We celebrate today the Feast of St. Luke whom we recognize as the co-worker of St. Paul and who was the writer of the third Gospel. Luke is believed to be a physician and in his writings we sense that the human love of Jesus is of great importance for him, as well as is Jesus’ compassion for those who suffer and are outcast or pushed to the edge of society because they are sick or behaviour is seen to be sinful.
In the Gospel today we hear Luke tell us of the time Jesus sent his seventy disciples with a mission to get people ready for Jesus’ upcoming visit to them. He gives some practical rules they are to follow and he ends his instructions by saying:“Whenever you enter a town and its people welcome you, eat what is set before you; cure the sick who are there, and say to them, ‘The kingdom of God has come near to you.’”
I find these verses of St. Luke’s Gospel very comforting and encouraging. Jesus came to bring peace to our lives, our homes, to the communities where we live. We all know how important it is to have real peace in our lives and in our relations with one another. How many hearts ache in sadness because peace has been destroyed with a family member or a friend? How often we see family members who no longer speak to each other. We easily sense the pain and isolation this brings. Jesus brought that peace that we all long for and often brought that peace through healing.
Jesus knew how much illness also brought upset and disruption and even ruin into people’s lives. So he healed people all the time. He encouraged them to believe in his power to heal and restore peace, peace of heart, peace of mind, peace in one’s life.

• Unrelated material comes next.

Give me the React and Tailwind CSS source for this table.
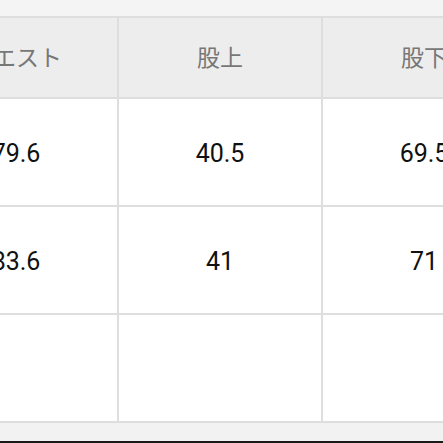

In the Gospel today we see that Jesus is putting into place the way that his healing will continue to touch everyone in the world, for all time even after he returns to the Father. The disciples would become Jesus’ Church. Like the 70 in the Gospel, Jesus sends out the Church to carry on what he began: to bring peace and to cure the sick and tell them to take heart because the Kingdom of God’s love and life and freedom from pain and darkness is really very close to them.
Here we see the great miracle of the Church. We are never alone regardless of how difficult life can be for us. Jesus dwells within us, abides within us, and makes his home in us because of our baptism and because of the life breath of God given to us in Confirmation by the Holy Spirit which breathes within our souls.
Through Holy Communion we are continually brought into the most intimate union with God. Through this sacrament of the Church, Jesus makes us one with him, bringing us into an ever intensifying union with him as the members of his very body. This oneness with Jesus, the Saviour, floods us with healing.
Through the Sacrament of the Sick, through the hands of the Church, Jesus, the Compassionate Healer touches us and brings healing of our soul which spills over to bring comfort and healing of to our body.
In the Psalm today, we prayed:“The Lord is just in all his ways and kind in all his doings. The Lord is near to all who call on him to all who call on him in truth.”
May God help us to always find encouragement in the Lord’s great kindness to us and find strength and comfort in knowing that our Saviour, Jesus the Christ, is always near, never to abandon us but rather to draw us to himself in a union of love which endures for ever into all eternity.